En favorisant le passage du niveau « business » (activité) au niveau « corporate » (global), la démarche intègre dans la définition du plan stratégique l’étude des couples produits/marchés sans pour autant estimer préalablement les ressources nécessaires à la mise en œuvre du plan.
Cantonné à sa dimension technique, l’exercice stratégique se révèle incapable de clarifier la direction stratégique dans laquelle l’organisation doit s’engager et de capitaliser l’apprentissage acquis à différents niveaux hiérarchiques. Le planificateur, dans son acception classique, se heurte en somme à l’incapacité d’apprécier la pertinence des informations internes et externes à l’entreprise dont il peut disposer.
L'écueil fondamental des systèmes de planification réside dans son incapacité à combiner et à articuler efficacement deux activités clés à savoir d’une part, le contrôle de la performance et de l’autre la planification de l’action (Mintzberg, 2004). Le contrôle de la performance renvoie à une approche quantitative d’évaluation a posteriori des performances par rapport à des objectifs et à des budgets prédéterminés. En revanche, la planification de l’action permet de générer des programmes ciblés reposant sur un ensemble d’actions clairement définies dans le temps et dans l’espace.
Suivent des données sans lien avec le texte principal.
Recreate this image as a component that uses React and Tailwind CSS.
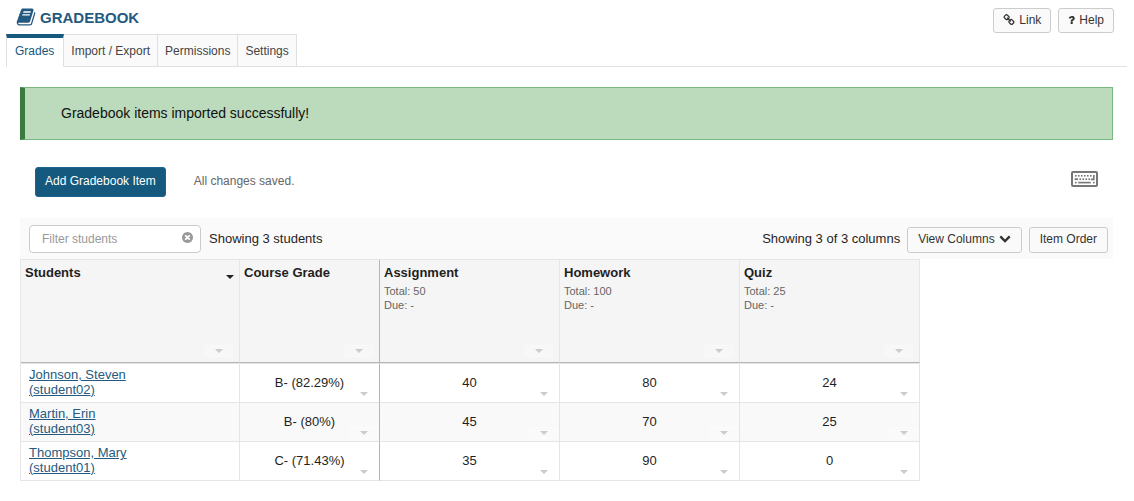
import React from "react";

const FONT = "font-['Liberation_Sans',Arial,sans-serif]";

const PATHS = {
  book: "M1703 478q40 57 18 129l-275 906q-19 64-76.5 107.5t-122.5 43.5h-923q-77 0-148.5-53.5t-99.5-131.5q-24-67-2-127 0-4 3-27t4-37q1-8-3-21.5t-3-19.5q2-11 8-21t16.5-23.5 16.5-23.5q23-38 45-91.5t30-91.5q3-10 .5-30t-.5-28q3-11 17-28t17-23q21-36 42-92t25-90q1-9-2.5-32t.5-28q4-13 22-30.5t22-22.5q19-26 42.5-84.5t27.5-96.5q1-8-3-25.5t-2-26.5q2-8 9-18t18-23 17-21q8-12 16.5-30.5t15-35 16-36 19.5-32 26.5-23.5 36-11.5 47.5 5.5l-1 3q38-9 51-9h761q74 0 114 56t18 130l-274 906q-36 119-71.5 153.5t-128.5 34.5h-869q-27 0-38 15-11 16-1 43 24 70 144 70h923q29 0 56-15.5t35-41.5l300-987q7-22 5-57 38 15 59 43zm-1064 2q-4 13 2 22.5t20 9.5h608q13 0 25.5-9.5t16.5-22.5l21-64q4-13-2-22.5t-20-9.5h-608q-13 0-25.5 9.5t-16.5 22.5zm-83 256q-4 13 2 22.5t20 9.5h608q13 0 25.5-9.5t16.5-22.5l21-64q4-13-2-22.5t-20-9.5h-608q-13 0-25.5 9.5t-16.5 22.5z",
  link: "M1520 1216q0-40-28-68l-208-208q-28-28-68-28-42 0-72 32 3 3 19 18.5t21.5 21.5 15 19 13 25.5 3.5 27.5q0 40-28 68t-68 28q-15 0-27.5-3.5t-25.5-13-19-15-21.5-21.5-18.5-19q-33 31-33 73 0 40 28 68l206 207q27 27 68 27 40 0 68-26l147-146q28-28 28-67zm-703-705q0-40-28-68l-206-207q-28-28-68-28-39 0-68 27l-147 146q-28 28-28 67 0 40 28 68l208 208q27 27 68 27 42 0 72-31-3-3-19-18.5t-21.5-21.5-15-19-13-25.5-3.5-27.5q0-40 28-68t68-28q15 0 27.5 3.5t25.5 13 19 15 21.5 21.5 18.5 19q33-31 33-73zm895 705q0 120-85 203l-147 146q-83 83-203 83-121 0-204-85l-206-207q-83-83-83-203 0-123 88-209l-88-88q-86 88-208 88-120 0-204-84l-208-208q-84-84-84-204t85-203l147-146q83-83 203-83 121 0 204 85l206 207q83 83 83 203 0 123-88 209l88 88q86-88 208-88 120 0 204 84l208 208q84 84 84 204z",
  question: "M1088 1256v240q0 16-12 28t-28 12h-240q-16 0-28-12t-12-28v-240q0-16 12-28t28-12h240q16 0 28 12t12 28zm316-600q0 54-15.5 101t-35 76.5-55 59.5-57.5 43.5-61 35.5q-41 23-68.5 65t-27.5 67q0 17-12 32.5t-28 15.5h-240q-15 0-25.5-18.5t-10.5-37.5v-45q0-83 65-156.5t143-108.5q59-27 84-56t25-76q0-42-46.5-74t-107.5-32q-65 0-108 29-35 25-107 115-13 16-31 16-12 0-25-8l-164-125q-13-10-15.5-25t5.5-28q160-266 464-266 80 0 161 31t146 83 106 127.5 41 158.5z",
  clear: "M1277 1122q0-26-19-45l-181-181 181-181q19-19 19-45 0-27-19-46l-90-90q-19-19-46-19-26 0-45 19l-181 181-181-181q-19-19-45-19-27 0-46 19l-90 90q-19 19-19 46 0 26 19 45l181 181-181 181q-19 19-19 45 0 27 19 46l90 90q19 19 46 19 26 0 45-19l181-181 181 181q19 19 45 19 27 0 46-19l90-90q19-19 19-46zm387-226q0 209-103 385.5t-279.5 279.5-385.5 103-385.5-103-279.5-279.5-103-385.5 103-385.5 279.5-279.5 385.5-103 385.5 103 279.5 279.5 103 385.5z",
  chevron: "M1683 808l-742 741q-19 19-45 19t-45-19l-742-741q-19-19-19-45.5t19-45.5l166-165q19-19 45-19t45 19l531 531 531-531q19-19 45-19t45 19l166 165q19 19 19 45.5t-19 45.5z",
};

function Glyph({ name, box = "0 0 1792 1792", className }) {
  return (
    <svg viewBox={box} fill="currentColor" aria-hidden="true" className={className}>
      <path d={PATHS[name]} />
    </svg>
  );
}

function KeyboardGlyph() {
  const top = [4, 7, 10, 13, 16, 19];
  const middle = [8.5, 11.5, 14.5, 17.5];
  return (
    <svg viewBox="0 0 27 16" fill="currentColor" aria-hidden="true" className="h-4 w-[27px]">
      <path d="M2 0h23a2 2 0 0 1 2 2v12a2 2 0 0 1-2 2H2a2 2 0 0 1-2-2V2a2 2 0 0 1 2-2zm0 2v12h23V2z" />
      {top.map((x) => (
        <rect key={x} x={x} y="4" width="1.6" height="1.6" />
      ))}
      <path d="M22 4h1.6v5.2h-3.6V7.5H22z" />
      <rect x="3.6" y="7.3" width="3.4" height="1.8" />
      {middle.map((x) => (
        <rect key={x} x={x} y="7.3" width="1.6" height="1.8" />
      ))}
      <rect x="4" y="10.8" width="1.6" height="1.6" />
      <rect x="7.2" y="10.8" width="12.6" height="1.6" />
      <rect x="22" y="10.8" width="1.6" height="1.6" />
    </svg>
  );
}

function Caret({ className }) {
  return (
    <svg viewBox="0 0 8 4" fill="currentColor" aria-hidden="true" className={className}>
      <path d="M0 0h8L4 4z" />
    </svg>
  );
}

function MenuButton({ label, className }) {
  return (
    <button
      type="button"
      aria-label={label}
      className={`flex h-3 w-[29px] items-center justify-center rounded-sm border border-white/30 bg-white/20 text-[#cccccc] ${className}`}
    >
      <Caret className="h-1 w-2" />
    </button>
  );
}

const buttonStyle =
  "flex items-center rounded-[3px] border border-[#cccccc] bg-[#fafafa] text-xs text-[#333333]";

const tabs = ["Import / Export", "Permissions", "Settings"];

const columns = [
  { name: "Assignment", total: 50 },
  { name: "Homework", total: 100 },
  { name: "Quiz", total: 25 },
];

const students = [
  { name: "Johnson, Steven", id: "student02", grade: "B- (82.29%)", scores: [40, 80, 24] },
  { name: "Martin, Erin", id: "student03", grade: "B- (80%)", scores: [45, 70, 25] },
  { name: "Thompson, Mary", id: "student01", grade: "C- (71.43%)", scores: [35, 90, 0] },
];

function ValueCell({ value, label, edge }) {
  return (
    <td className={`border-r border-b border-b-[#e5e5e5] p-0 ${edge}`}>
      <div className="grid h-[38px]">
        <span className="col-start-1 row-start-1 self-center text-center">{value}</span>
        <MenuButton label={label} className="col-start-1 row-start-1 mr-px mb-[2px] self-end justify-self-end" />
      </div>
    </td>
  );
}

function HeadCell({ name, edge, sorted, children }) {
  return (
    <th scope="col" className={`border-r border-b border-b-[#b5b5b5] p-0 text-left ${edge}`}>
      <div className="flex h-[102px] flex-col justify-between pt-1 pr-[6px] pb-[5px] pl-1">
        <div>
          <div className="flex items-center justify-between leading-[18px]">
            <span>{name}</span>
            {sorted && <Caret className="mt-2 -mr-px h-1 w-2 text-[#222222]" />}
          </div>
          {children}
        </div>
        <MenuButton label={`${name} options`} className="self-end" />
      </div>
    </th>
  );
}

export default function App() {
  return (
    <div className={`${FONT} bg-white text-[13px] text-[#1f1f1f]`}>
      <header className="flex items-start justify-between pt-2 pr-5 pl-4">
        <h1 className="flex h-[26px] items-start gap-1 text-[15px] leading-5 font-bold text-[#245a80]">
          <Glyph name="book" className="-mt-px h-5 w-5" />
          <span>GRADEBOOK</span>
        </h1>
        <div className="flex gap-[7px]">
          <button type="button" className={`${buttonStyle} -mb-2 h-[25px] gap-1 px-[9px] pb-[2px]`}>
            <Glyph name="link" className="h-3 w-3" />
            Link
          </button>
          <button type="button" className={`${buttonStyle} -mb-2 h-[25px] gap-1 px-[9px] pb-[2px]`}>
            <Glyph name="question" box="352 128 1088 1536" className="h-[10px] w-[7px]" />
            Help
          </button>
        </div>
      </header>

      <nav className="mr-[7px] ml-[6px] flex h-[33px] border-b border-[#e0e0e0] text-xs text-[#444444]">
        <a
          href="#grades"
          aria-current="page"
          className="-mb-px flex items-center border-t-4 border-r border-l border-t-[#15597e] border-r-[#e0e0e0] border-l-[#e0e0e0] bg-white pr-[9px] pb-1 pl-2 text-[#15597e]"
        >
          Grades
        </a>
        {tabs.map((tab) => (
          <a
            key={tab}
            href={`#${tab.toLowerCase().replace(/[^a-z]+/g, "-")}`}
            className="flex items-center border-t border-r border-[#e0e0e0] bg-[#fafafa] px-[7px]"
          >
            {tab}
          </a>
        ))}
      </nav>

      <main className="pt-5 pr-[21px] pb-5 pl-5">
        <div
          role="status"
          className="border border-l-[5px] border-[#79b981] border-l-[#3b7a40] bg-[#bbdbbc] py-4 pl-9 text-sm leading-[19px] text-[#111111]"
        >
          Gradebook items imported successfully!
        </div>

        <div className="flex h-[78px] items-center pt-[5px] pr-[15px] pl-[15px] text-xs">
          <button
            type="button"
            className="h-[30px] rounded-[3px] border border-[#1f6391] bg-[#15597e] px-[9px] pb-[2px] text-white"
          >
            Add Gradebook Item
          </button>
          <span className="ml-7 pb-[2px] text-[#666666]">All changes saved.</span>
          <button type="button" aria-label="Keyboard shortcuts" className="mb-[5px] ml-auto text-[#777777]">
            <KeyboardGlyph />
          </button>
        </div>

        <div className="flex h-[41px] items-center justify-between bg-[#fafafa] pr-[5px] pl-[9px]">
          <div className="flex items-center gap-2">
            <div className="flex h-7 w-[172px] items-center rounded-[4px] border border-[#cccccc] bg-white pr-[7px] pl-3">
              <input
                type="text"
                aria-label="Filter students"
                placeholder="Filter students"
                className="min-w-0 flex-1 text-xs placeholder:text-[#999999] focus:outline-none"
              />
              <button type="button" aria-label="Clear filter" className="mb-[2px] text-[#999999]">
                <Glyph name="clear" box="128 128 1536 1536" className="h-[11px] w-[11px]" />
              </button>
            </div>
            <span>Showing 3 students</span>
          </div>
          <div className="flex items-center">
            <span>Showing 3 of 3 columns</span>
            <button type="button" className={`${buttonStyle} mt-[2px] ml-[7px] h-[26px] gap-1 px-[10px] pb-[2px]`}>
              View Columns
              <Glyph name="chevron" box="0 128 1792 1792" className="h-3 w-3" />
            </button>
            <button type="button" className={`${buttonStyle} mt-[2px] ml-[7px] h-[26px] px-[10px] pb-[2px]`}>
              Item Order
            </button>
          </div>
        </div>

        <table className="w-[900px] table-fixed border-separate border-spacing-0 border-t border-l border-[#e5e5e5]">
          <colgroup>
            <col className="w-[219px]" />
            <col className="w-[140px]" />
            <col />
            <col />
            <col />
          </colgroup>
          <thead className="bg-[#f5f5f5]">
            <tr>
              <HeadCell name="Students" edge="border-r-[#e5e5e5]" sorted />
              <HeadCell name="Course Grade" edge="border-r-[#b5b5b5]" />
              {columns.map((column) => (
                <HeadCell key={column.name} name={column.name} edge="border-r-[#e5e5e5]">
                  <div className="mt-[2px] text-[11px] leading-[14px] font-normal text-[#666666]">
                    <div>Total: {column.total}</div>
                    <div>Due: -</div>
                  </div>
                </HeadCell>
              ))}
            </tr>
          </thead>
          <tbody>
            {students.map((student) => (
              <tr key={student.id} className="even:bg-[#f9f9f9] first:*:border-t first:*:border-t-[#e5e5e5]">
                <th
                  scope="row"
                  className="border-r border-b border-[#e5e5e5] p-0 pl-2 text-left align-top font-normal"
                >
                  <a href={`#${student.id}`} className="block pt-[3px] leading-[15px] text-[#245a80] underline">
                    {student.name}
                    <br />({student.id})
                  </a>
                </th>
                <ValueCell
                  value={student.grade}
                  label={`Course grade options for ${student.name}`}
                  edge="border-r-[#b5b5b5]"
                />
                {columns.map((column, index) => (
                  <ValueCell
                    key={column.name}
                    value={student.scores[index]}
                    label={`${column.name} options for ${student.name}`}
                    edge="border-r-[#e5e5e5]"
                  />
                ))}
              </tr>
            ))}
          </tbody>
        </table>
      </main>
    </div>
  );
}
Mintzberg (op. cit.) distingue, à la lumière d’un examen approfondi des différents travaux sur la planification stratégique, quatre hiérarchies de la planification à savoir la hiérarchie des objectifs, la hiérarchie des budgets, la hiérarchie des stratégies et la hiérarchie des programmes qui seront successivement présentées.
La hiérarchie des budgets
En se déclinant de manière différenciée pour chacune des sous-unités de l’organisation à travers un processus hiérarchique descendant, ascendant ou négocié, l’élaboration des budgets procède d’une logique analogue à celle des objectifs. Ces derniers reposent sur l’activité de l’allocation des ressources exprimées essentiellement en termes quantitatifs et sur celle du contrôle des différentes unités de l’entreprise.
L'élaboration des budgets semble ainsi privilégier davantage la rigueur et le contrôle que l’activité proprement stratégique.